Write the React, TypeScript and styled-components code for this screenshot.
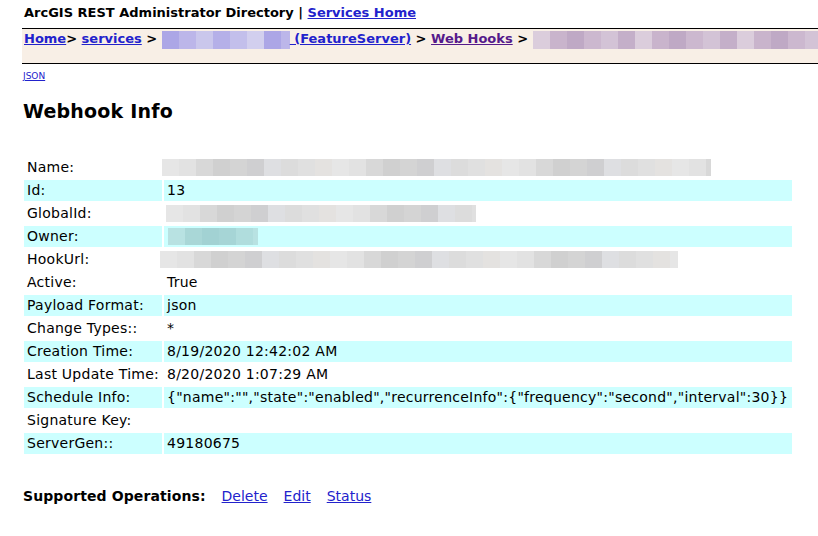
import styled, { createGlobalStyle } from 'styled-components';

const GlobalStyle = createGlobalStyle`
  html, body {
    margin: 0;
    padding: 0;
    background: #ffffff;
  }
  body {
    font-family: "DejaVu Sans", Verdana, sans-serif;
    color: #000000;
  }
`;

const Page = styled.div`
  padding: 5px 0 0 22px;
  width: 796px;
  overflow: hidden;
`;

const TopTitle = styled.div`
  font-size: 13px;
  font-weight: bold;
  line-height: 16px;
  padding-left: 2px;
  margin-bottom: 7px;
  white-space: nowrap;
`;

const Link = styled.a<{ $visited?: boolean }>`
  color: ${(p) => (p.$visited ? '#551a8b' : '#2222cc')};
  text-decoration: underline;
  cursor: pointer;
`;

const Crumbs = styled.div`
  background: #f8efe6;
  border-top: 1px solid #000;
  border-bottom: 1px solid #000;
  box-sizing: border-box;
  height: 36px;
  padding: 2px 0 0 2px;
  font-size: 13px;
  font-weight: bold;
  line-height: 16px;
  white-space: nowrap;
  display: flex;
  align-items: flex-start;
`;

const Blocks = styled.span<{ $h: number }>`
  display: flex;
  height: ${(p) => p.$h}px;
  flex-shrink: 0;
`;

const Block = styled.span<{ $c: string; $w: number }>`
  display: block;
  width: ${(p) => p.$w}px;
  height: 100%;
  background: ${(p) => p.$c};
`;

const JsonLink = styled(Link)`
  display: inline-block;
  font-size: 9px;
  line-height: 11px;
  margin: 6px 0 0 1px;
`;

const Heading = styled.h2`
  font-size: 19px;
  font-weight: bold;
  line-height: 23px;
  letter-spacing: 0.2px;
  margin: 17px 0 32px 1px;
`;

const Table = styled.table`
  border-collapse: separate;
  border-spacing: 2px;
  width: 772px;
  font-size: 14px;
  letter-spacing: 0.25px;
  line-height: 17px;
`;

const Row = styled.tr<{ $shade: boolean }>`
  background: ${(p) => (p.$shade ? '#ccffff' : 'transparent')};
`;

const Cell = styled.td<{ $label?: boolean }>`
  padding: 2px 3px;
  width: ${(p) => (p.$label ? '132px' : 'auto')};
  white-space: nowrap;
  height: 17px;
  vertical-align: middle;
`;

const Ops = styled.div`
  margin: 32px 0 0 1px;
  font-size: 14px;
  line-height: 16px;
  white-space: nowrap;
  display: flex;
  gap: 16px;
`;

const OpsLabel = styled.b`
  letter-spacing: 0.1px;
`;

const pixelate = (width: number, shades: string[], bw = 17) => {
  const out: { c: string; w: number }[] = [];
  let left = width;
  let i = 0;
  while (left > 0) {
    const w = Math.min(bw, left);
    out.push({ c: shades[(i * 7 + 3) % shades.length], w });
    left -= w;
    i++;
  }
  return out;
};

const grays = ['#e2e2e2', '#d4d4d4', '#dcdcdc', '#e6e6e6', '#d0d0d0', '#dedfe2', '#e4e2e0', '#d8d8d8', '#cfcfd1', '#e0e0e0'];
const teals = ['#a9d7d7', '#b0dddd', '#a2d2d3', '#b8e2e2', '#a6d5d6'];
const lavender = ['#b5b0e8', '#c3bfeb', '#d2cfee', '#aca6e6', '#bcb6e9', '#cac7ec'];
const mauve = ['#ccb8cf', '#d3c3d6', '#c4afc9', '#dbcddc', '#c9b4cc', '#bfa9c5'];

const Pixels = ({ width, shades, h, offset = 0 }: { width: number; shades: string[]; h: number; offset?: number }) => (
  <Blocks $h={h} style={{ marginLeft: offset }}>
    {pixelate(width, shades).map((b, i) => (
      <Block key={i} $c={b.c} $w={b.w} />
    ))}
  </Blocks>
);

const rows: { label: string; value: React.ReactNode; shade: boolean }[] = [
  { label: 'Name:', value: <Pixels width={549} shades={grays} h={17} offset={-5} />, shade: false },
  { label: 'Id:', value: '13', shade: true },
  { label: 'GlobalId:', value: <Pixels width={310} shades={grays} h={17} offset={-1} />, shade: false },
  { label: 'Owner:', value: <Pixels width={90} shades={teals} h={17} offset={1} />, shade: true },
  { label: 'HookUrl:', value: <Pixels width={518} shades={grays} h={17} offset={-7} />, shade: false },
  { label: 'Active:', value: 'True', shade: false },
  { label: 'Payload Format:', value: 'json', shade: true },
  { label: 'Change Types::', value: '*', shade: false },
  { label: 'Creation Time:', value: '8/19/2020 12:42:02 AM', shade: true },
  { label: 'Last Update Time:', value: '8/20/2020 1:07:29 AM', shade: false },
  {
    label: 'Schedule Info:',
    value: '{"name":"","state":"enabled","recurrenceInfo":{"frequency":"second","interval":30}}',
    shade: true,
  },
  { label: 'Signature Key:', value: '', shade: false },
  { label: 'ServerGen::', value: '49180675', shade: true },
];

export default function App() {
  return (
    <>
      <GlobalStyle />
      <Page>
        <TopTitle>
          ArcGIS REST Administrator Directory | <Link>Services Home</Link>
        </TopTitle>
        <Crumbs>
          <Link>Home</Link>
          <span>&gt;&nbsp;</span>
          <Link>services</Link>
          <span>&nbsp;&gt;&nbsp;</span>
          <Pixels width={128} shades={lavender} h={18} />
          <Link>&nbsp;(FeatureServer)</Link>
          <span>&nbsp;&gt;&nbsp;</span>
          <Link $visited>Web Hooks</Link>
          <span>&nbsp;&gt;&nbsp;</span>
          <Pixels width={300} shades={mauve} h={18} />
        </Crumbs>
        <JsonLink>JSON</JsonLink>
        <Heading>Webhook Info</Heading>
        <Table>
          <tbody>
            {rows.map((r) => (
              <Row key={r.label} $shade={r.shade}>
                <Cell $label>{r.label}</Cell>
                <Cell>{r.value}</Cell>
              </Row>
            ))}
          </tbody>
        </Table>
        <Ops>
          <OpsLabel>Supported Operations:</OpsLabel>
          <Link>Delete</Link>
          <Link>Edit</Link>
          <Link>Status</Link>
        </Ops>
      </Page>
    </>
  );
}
-*-
Exercise goal:
Return each line of the data that contains the string "components".

Solution to this task:
Write the React, TypeScript and styled-components code for this screenshot.
import styled, { createGlobalStyle } from 'styled-components';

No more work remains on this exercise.